Elena Orlando (elyorl@tiscali.it)

mercoledì 19 gennaio 2011

Cetto e la realpolitik


Un parallelismo seppur vago è d’obbligo, l’accostamento nemmeno troppo forzato, la similitudine ci scappa eccome e ogni riferimento potrebbe non essere puramente casuale. Peccato che Antonio Albanese, alla vigilia dell’uscita nelle sale del suo “Qualunquemente”, smentisca categoricamente che Cetto la Qualunque possa anche solo vagamente rappresentare Silvio Berlusconi. Magra consolazione, ancora tutta da verificare. Certo, semmai potrebbe esserne la parodia, l’esagerazione, la caricatura. Eccetto per un piccolo particolare: Berlusconi tutto è tranne che ignorante.

Il film, prodotto da Fandango e diretto da Giulio Manfredonia
, è una riedizione del brano Onda Calabra, scritta e portata al successo da Il Parto delle Nuvole Pesanti. Da quando è nato nel remoto 2003 (dentro il programma Rai Non c’è problema), il personaggio creato da Antonio Albanese ha accompagnato, anzi previsto l’evoluzione della forma più spregevole di homo italicus in ogni suo aspetto. Fino a raggiungere l’apoteosi di quella che poteva essere un’esagerazione ma ora invece è la “normalità”. Per esempio il fatto che Cetto aspiri addirittura al Quirinale.

La storia narra della carriera politica di un particolarissimo personaggio, inventato dallo stesso Albanese nel lontano 2003, goliardico con il partito dell’amore (slogan: Chiù pilu pi tutti!). Antonio Albanese impersona i panni di un politico che risalta l’essere animale che campa alla giornata, vive dando ascolto ai suoi più bassi istinti, tratta le donne come oggetti e non mostra nessun rispetto per gli anziani ed è infastidito dalla democrazia.

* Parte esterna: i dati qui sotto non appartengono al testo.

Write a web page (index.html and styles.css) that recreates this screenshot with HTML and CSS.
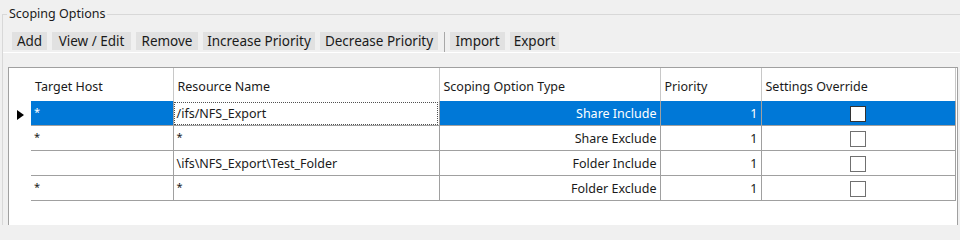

E senza troppi voli pindarici ci si rende subito conto che la finzione cinematografica stavolta è più che mai una chiara fotografia della realtà politica attuale, di una situazione diffusa e generalizzata del Palazzo, senza prendere per forza di mira il premier e i suoi fatti privati.

Durante la conferenza stampa, Albanese ha infatti spiegato che l’intenzione non era quella di fare un film satira sulle vicende di Berlusconi e del caso Ruby
. “Cetto la Qualunque guarda alla politica con Qualunquemente e parla in generale del nostro Paese, non di una singola persona ma è vero che da quando il mio personaggio è stato inventato, nel 2003 ad oggi, la realtà ha superato la fantasia”. Sul caso Ruby, Antonio Albanese ha aggiunto: “Non so che dire, certo sembra fatto apposta, ma è anche vero che se il film fosse uscito sei mesi fa o due anni fa non sarebbe stato diverso”. Dunque solo una fortunata coincidenza. Servirà a eguagliare lo strepitoso record d’incassi di “Che Bella Giornata” di Checco Zalone con i suoi otto milioni incassati nel secondo weekend di programmazione e l’attuale stratosferica cifra di 31 milioni e mezzo di euro?